Entre les martyrs anciens, sain Denis est des plus célèbres; car on le tient pour un des disciples des apôtres, et le premier évangéliste de France. A cause de cette dignité, on a de ses reliques en plusieurs lieux. Toutefois, comme l'on dit, le corps est demeuré entier seulement en deux lieux, à Saint-Denis en France, et à Regensbourg (2) en Allemagne.

(1) Calvin se trompe. On ne montre à Milan que le tombeau vide des trois rois. Voyez l'article Rois.

(2) Regensburg est le nom allemand de Ratisbonne.

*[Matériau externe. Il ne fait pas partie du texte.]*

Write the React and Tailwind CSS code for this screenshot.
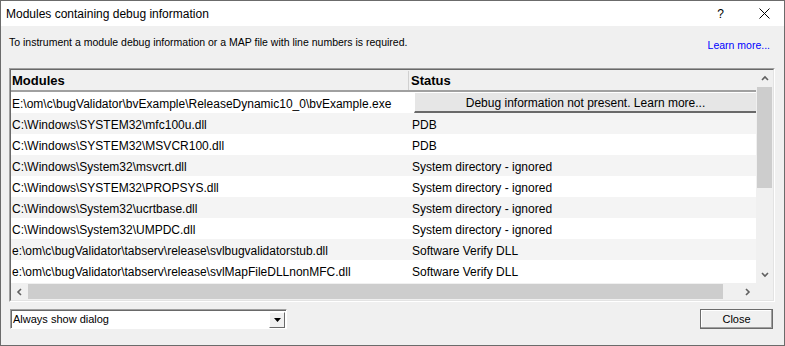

Pour ce que les Français maintenaient de l'avoir, ceux de Regensbourg en émurent le procès à Rome, il y a environ cent ans, et le corps leur fut adjugé, par sentence définitive, présent l'ambassadeur de France, dont ils ont une belle bulle. Qui dirait à Saint-Denis près Paris que le corps n'est point là, il serait lapidé.

Quiconque voudra contredire qu'il ne soit à Regensbourg sera tenu pour hérétique, d'autant qu'il sera rebelle au saint siége apostolique. Ainsi le plus expédient sera de ne s'entremettre point en leurs querelles. Qu'ils se crèvent les yeux les uns aux autres s'ils veulent, et en ce faisant qu'ils ne profitent de rien, sinon pour découvrir que tout leur cas gît en mensonge.

De saint Étienne.

De saint Étienne ils en ont tellement parti le corps, qu'il est entier à Rome en son église ; le chef à Arles; et des os, on en a en plus de deux cents lieux. Mais pour montrer qu'ils sont des adhérens de ceux qui l'ont meurtri, ils ont canonisé les pierres dont il a été lapidé.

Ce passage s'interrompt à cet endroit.